Uses of "using" in C# has a nice explanation of the utilities of the using
feature.
.Net has its garbage collector. How does it handle the lack of a dipose()?
Specifically for DB connections, statements and resultsets, is it required a using() for each of them? What happens if they are left behind with no using(), dispose() and neither close()?
Update: the context is web applications, therefore there may be thousands of simultaneous users, each with his own connection/stmt/rs and the app will never be closed.
Specifically for DB connections, statements and resultsets, is it required a using() for each of them? What happens if they are left behind with no using(), dispose() and neither close()?
Actually the worst consequence of a memory leak is holding some memory until you restart the PC. However in this case probably the worst consequence is leaking memory until you restart the application.
If memory growth increases up to where GC cannot clean any longer, in fact if Gen 2 of Small Object Heap is overflow (Large object heap also can overflow), it will throw out of memory exception and close the application.
.Net has its garbage collector. How does it handle the lack of a dipose()?
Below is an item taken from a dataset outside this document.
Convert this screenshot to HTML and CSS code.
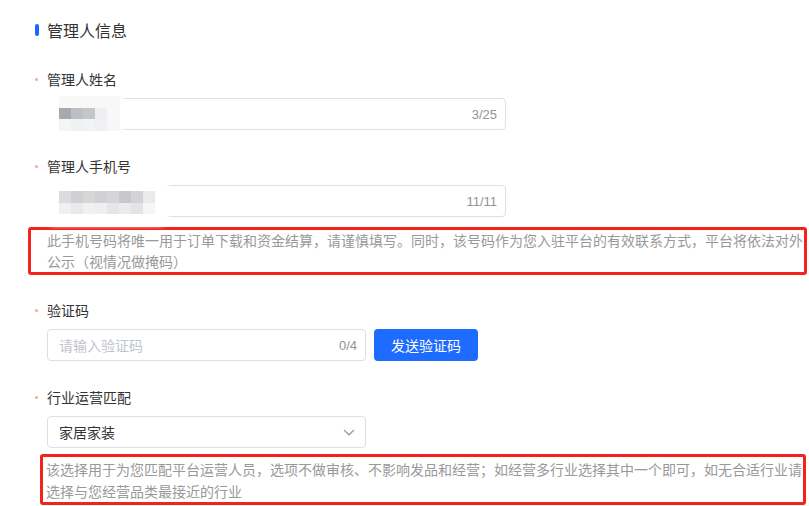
FILE: index.html
```html
<!DOCTYPE html>
<html lang="zh-CN">
<head>
<meta charset="utf-8">
<title>管理人信息</title>
<link rel="stylesheet" href="styles.css">
</head>
<body>
<div class="page">
  <div class="section-title"><span class="bar"></span>管理人信息</div>

  <div class="item item-name">
    <div class="label"><span class="dot"></span>管理人姓名</div>
    <div class="field field-wide">
      <span class="value"></span>
      <span class="count">3/25</span>
      <div class="mosaic mosaic-name">
        <div class="mrow m-name-1"></div>
        <div class="mrow m-name-2"></div>
        <div class="mrow m-name-3"></div>
      </div>
    </div>
  </div>

  <div class="item item-phone">
    <div class="label"><span class="dot"></span>管理人手机号</div>
    <div class="field field-wide">
      <span class="value"></span>
      <span class="count">11/11</span>
      <div class="mosaic mosaic-phone">
        <div class="mrow m-phone-1"></div>
        <div class="mrow m-phone-2"></div>
      </div>
    </div>
    <div class="hint hint-phone">此手机号码将唯一用于订单下载和资金结算，请谨慎填写。同时，该号码作为您入驻平台的有效联系方式，平台将依法对外<br>公示（视情况做掩码）</div>
  </div>

  <div class="item item-code">
    <div class="label"><span class="dot"></span>验证码</div>
    <div class="code-row">
      <div class="field field-narrow">
        <span class="placeholder">请输入验证码</span>
        <span class="count">0/4</span>
      </div>
      <button class="btn-send" type="button">发送验证码</button>
    </div>
  </div>

  <div class="item item-industry">
    <div class="label"><span class="dot"></span>行业运营匹配</div>
    <div class="field field-narrow select">
      <span class="selected">家居家装</span>
      <svg class="arrow" width="12" height="7" viewBox="0 0 12 7" aria-hidden="true"><path d="M1 1 L6 5.8 L11 1" fill="none" stroke="#999" stroke-width="1.2"/></svg>
    </div>
    <div class="hint hint-industry">该选择用于为您匹配平台运营人员，选项不做审核、不影响发品和经营；如经营多行业选择其中一个即可，如无合适行业请<br>选择与您经营品类最接近的行业</div>
  </div>
</div>
</body>
</html>
```

FILE: styles.css
```css
* { box-sizing: border-box; }

html, body {
  margin: 0;
  padding: 0;
  background: #fff;
}

body {
  font-family: "Noto Sans CJK SC", "Noto Sans", "Liberation Sans", sans-serif;
  font-size: 14px;
  color: #333;
  width: 809px;
  height: 506px;
  overflow: hidden;
}

.page {
  padding: 18px 0 0 47px;
}

.section-title {
  display: flex;
  align-items: center;
  margin-left: -12px;
  height: 24px;
  line-height: 24px;
  font-size: 16px;
  color: #333;
}

.bar {
  width: 4px;
  height: 12px;
  border-radius: 2px;
  background: #1a66ff;
  margin-right: 8px;
}

.item-name { margin-top: 26px; }
.item-phone { margin-top: 25px; }
.item-code { margin-top: 24px; }
.item-industry { margin-top: 25px; }

.label {
  display: flex;
  align-items: center;
  margin-left: -12px;
  height: 22px;
  line-height: 22px;
  font-size: 14px;
  color: #333;
}

.dot {
  width: 3px;
  height: 3px;
  border-radius: 50%;
  background: #f7a3a3;
  margin-right: 9px;
}

.field {
  position: relative;
  display: flex;
  align-items: center;
  justify-content: space-between;
  height: 32px;
  margin-top: 8px;
  padding: 0 8px 0 11px;
  border: 1px solid #dcdfe6;
  border-radius: 4px;
  background: #fff;
}

.field-wide { width: 459px; }
.field-narrow { width: 319px; }

.count {
  font-family: "Liberation Sans", "Noto Sans", sans-serif;
  font-size: 13px;
  color: #909399;
}

.placeholder {
  color: #c0c4cc;
  font-size: 14px;
}

.selected {
  color: #333;
  font-size: 14px;
}

.select { padding-right: 10px; }

.arrow { display: block; }

.code-row {
  display: flex;
  align-items: flex-start;
  gap: 8px;
}

.btn-send {
  margin-top: 8px;
  width: 104px;
  height: 32px;
  border: none;
  border-radius: 4px;
  background: #1e6bff;
  color: #fff;
  font-family: "Noto Sans CJK SC", "Noto Sans", sans-serif;
  font-size: 14px;
  padding: 0;
}

/* red annotation boxes */
.hint {
  border: 3px solid #f5211b;
  border-radius: 3px;
  color: #999;
  font-size: 14px;
  white-space: nowrap;
}

.hint-phone {
  margin-top: 10px;
  margin-left: -19px;
  width: 779px;
  padding: 0 0 0 16px;
  line-height: 21px;
}

.hint-industry {
  margin-top: 6px;
  margin-left: -7px;
  width: 766px;
  padding: 1px 0 0 3px;
  line-height: 22px;
}

/* pixelated privacy masks over the filled values */
.mosaic {
  position: absolute;
  background: #fff;
  box-shadow: 0 0 4px 3px #fff;
  border-radius: 8px;
}

.mosaic-name {
  left: -1px;
  top: -6px;
  width: 74px;
  height: 41px;
  padding: 3px 0 0 12px;
}

.mosaic-phone {
  left: -1px;
  top: -8px;
  width: 119px;
  height: 45px;
  padding: 13px 0 0 12px;
}

.mrow {
  height: 12px;
}

.m-name-1 {
  width: 61px;
  background: #f8f8f8;
}
.m-name-2 {
  width: 61px;
  height: 11px;
  background: linear-gradient(90deg,
    #a9a8aa 0 12px, #bcc0c6 12px 24px, #c5c6c8 24px 36px,
    #eeeff2 36px 48px, #f8f8f8 48px 61px);
}
.m-name-3 {
  width: 61px;
  background: linear-gradient(90deg,
    #f4f5f5 0 12px, #f0f1f2 12px 24px, #f2f3f3 24px 36px,
    #f0f0f1 36px 48px, #f6f7f8 48px 61px);
}

.m-phone-1 {
  width: 96px;
  background: linear-gradient(90deg,
    #dcdcdc 0 12px, #cfd0d4 12px 24px, #d6d6d6 24px 36px,
    #d0d1d5 36px 48px, #d6d6d8 48px 60px, #c8c8cc 60px 72px,
    #d2d3d6 72px 84px, #e9eaec 84px 96px);
}
.m-phone-2 {
  width: 96px;
  height: 11px;
  background: linear-gradient(90deg,
    #eef0f1 0 12px, #e8e9ec 12px 24px, #f0f1f2 24px 36px,
    #eeeff1 36px 48px, #e6e6e8 48px 60px, #ebebed 60px 72px,
    #e4e4e6 72px 84px, #f5f6f8 84px 96px);
}
```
All the standard database connection related classes have implement Dispose and Finalize methods properly. Generally there are unmanaged resources in those classes. Unmanaged resources are the resouces (eg: file handlers, database connection handlers and etc) which could cause worse memory leaks that may hold memory until you restart the PC. However, that's where GC's finalization comes handy. If you don't call the Dispose for such Disposable object, garbage collector will execute the Finalize method(if there is a ~destructor) and clear unmanaged resources.
That's the reason why it is required to implement IDispose Pattern properly Dispose and Finalization as required. Finalization is required only if it has Unamanged resources.